For example, if we have 16 cpus(8 SMT2 cores). In case core7 is idle,
we only have scanned core0+core1(cpu0-cpu3) and if these two cores
are not idle, but here we set has_idle_cores to false while core7 is
idle. It seems incorrect.

> - if (sched_feat(SIS_PROP) && !has_idle_core) {
> - time = cpu_clock(this) - time;
> + if (sched_feat(SIS_PROP)) {
> + time = cpu_clock(this) - time;
>
> - /*
> - * Account for the scan cost of wakeups against the average
> - * idle time.
> - */
> - this_rq->wake_avg_idle -= min(this_rq->wake_avg_idle, time);
> + /*
> + * Account for the scan cost of wakeups against the average
> + * idle time.
> + */
> + this_rq->wake_avg_idle -= min(this_rq->wake_avg_idle, time);
>
> - update_avg(&this_sd->avg_scan_cost, time);
> + update_avg(&this_sd->avg_scan_cost, time);
> + }
> }
>
> return idle_cpu;
> --
> 2.26.2


Thanks
Barry


2021-08-04 11:06:34

by Mel Gorman

[permalink] [raw]
Subject: Re: [PATCH 7/9] sched/fair: Enforce proportional scan limits when scanning for an idle core

On Mon, Aug 02, 2021 at 10:52:01AM +0000, Song Bao Hua (Barry Song) wrote:
> > @@ -6265,30 +6265,35 @@ static int select_idle_cpu(struct task_struct *p, struct
> > sched_domain *sd, bool
> > if (has_idle_core) {
> > i = select_idle_core(p, cpu, cpus, &idle_cpu);
> > if ((unsigned int)i < nr_cpumask_bits)
> > - return i;
> > + break;
> >
> > + nr -= sched_smt_weight;
> > } else {
> > - if (!--nr)
> > - return -1;
> > idle_cpu = __select_idle_cpu(cpu, p);
> > if ((unsigned int)idle_cpu < nr_cpumask_bits)
> > break;
> > + nr--;
> > }
> > +
> > + if (nr < 0)
> > + break;
> > }
> >
> > - if (has_idle_core)
> > - set_idle_cores(target, false);
> > + if ((unsigned int)idle_cpu < nr_cpumask_bits) {
> > + if (has_idle_core)
> > + set_idle_cores(target, false);
> >
>
> For example, if we have 16 cpus(8 SMT2 cores).
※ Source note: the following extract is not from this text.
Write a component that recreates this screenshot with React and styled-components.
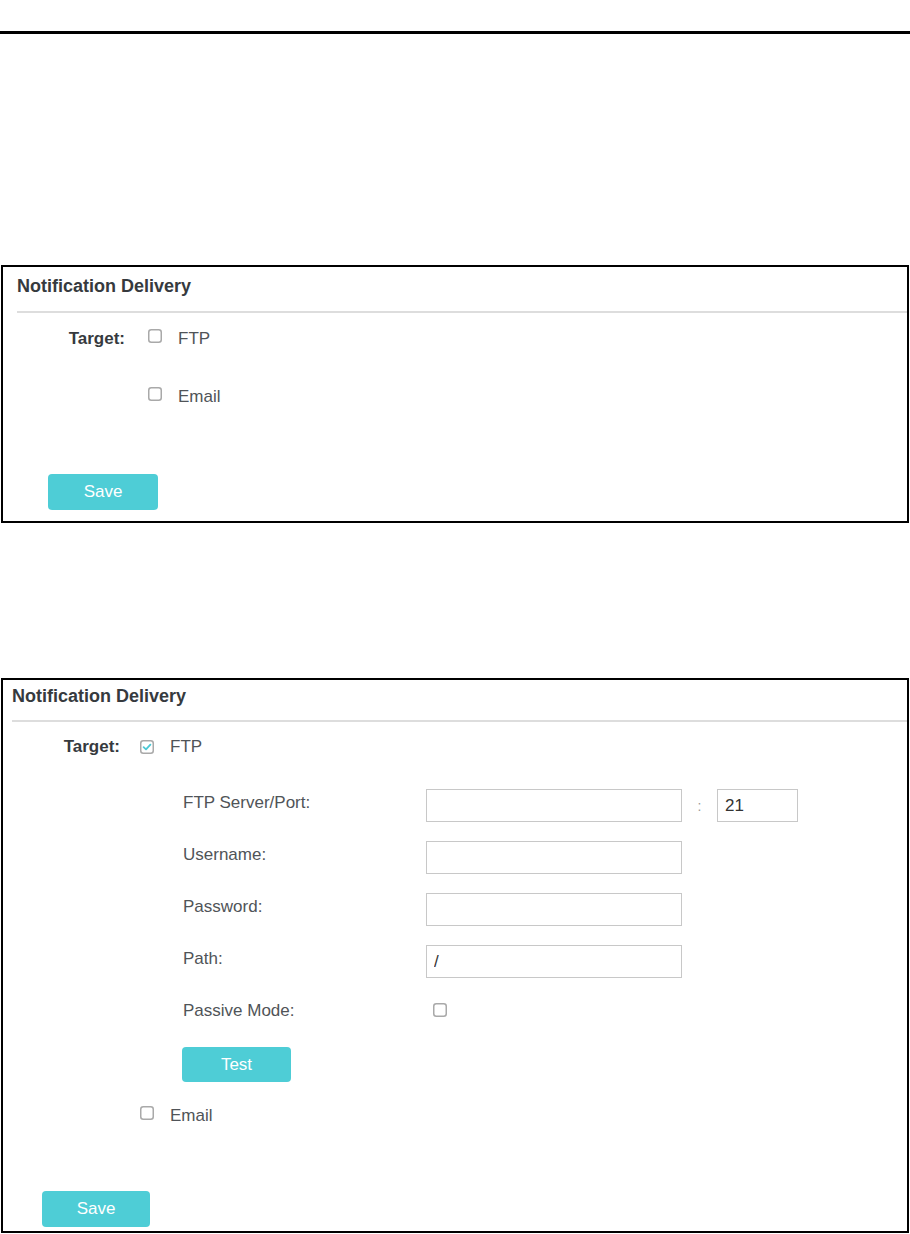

In case core7 is idle,
> we only have scanned core0+core1(cpu0-cpu3) and if these two cores
> are not idle, but here we set has_idle_cores to false while core7 is
> idle. It seems incorrect.
>

Yep, that block needs to be revisited.

--
Mel Gorman
SUSE Labs